In Exodus 20:5-6, we read: “I the LORD thy God am a jealous God, visiting the iniquity of the fathers upon the children unto the third and fourth generation of them that hate me; and shewing mercy unto thousands of them that love me, and keep my commandments” (cf. Ex. 34:6-7).

The truth expressed by Mary, as well as in the Psalms and Exodus, is not that anyone can merit God’s mercy by his works or keeping the Commandments but that God shows mercy to those who confess their sins and look to Him for mercy in Christ Jesus, “the Lamb of God, which taketh away the sin of the world” (John 1:29; cf. Psalm 32:1-6).

To fear the LORD is to honor and respect Him as our God, Creator and holy Judge. It is to acknowledge that His ways are right and ours are wrong and sinful and deserving of His judgment. And, it is to take Him at His word and trust in His promises of a Savior who would take our sins upon Himself, pay the price and make atonement, and redeem us to God (cf. Gal. 4:4-5). It is to repent of our sins and sinful ways and look in faith to Christ and His cross for mercy and forgiveness!

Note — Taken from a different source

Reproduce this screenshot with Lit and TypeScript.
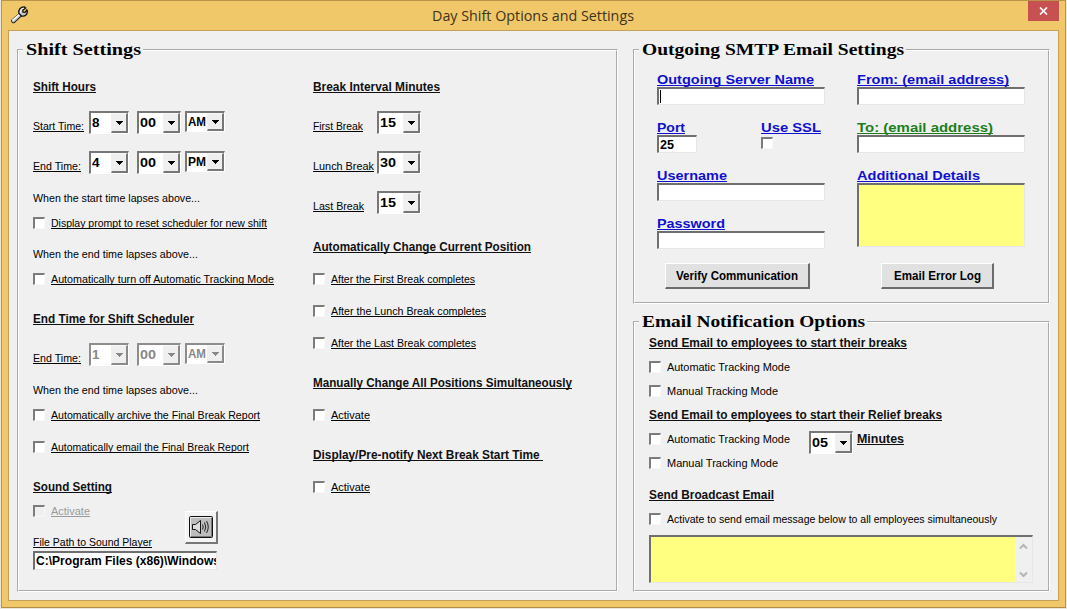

And God’s mercy is on those who fear Him – on those who partake of His covenant of mercy – from generation to generation. God’s mercy was upon the Old Testament saints, upon the young Virgin Mary, upon Jesus’ disciples in the first century, upon all who repented and trusted in Christ down through the centuries; and it is upon us today when we turn from our sinful ways to Christ Jesus for mercy and forgiveness.

Indeed, “His mercy is on them that fear Him from generation to generation.”

Lord God, grant that we not be proud, self-righteous and impenitent, but penitent and trusting in our crucified and risen Savior for mercy. In Jesus’ name, we pray. Amen.

[Scripture quotations are from the King James Version of the Bible.]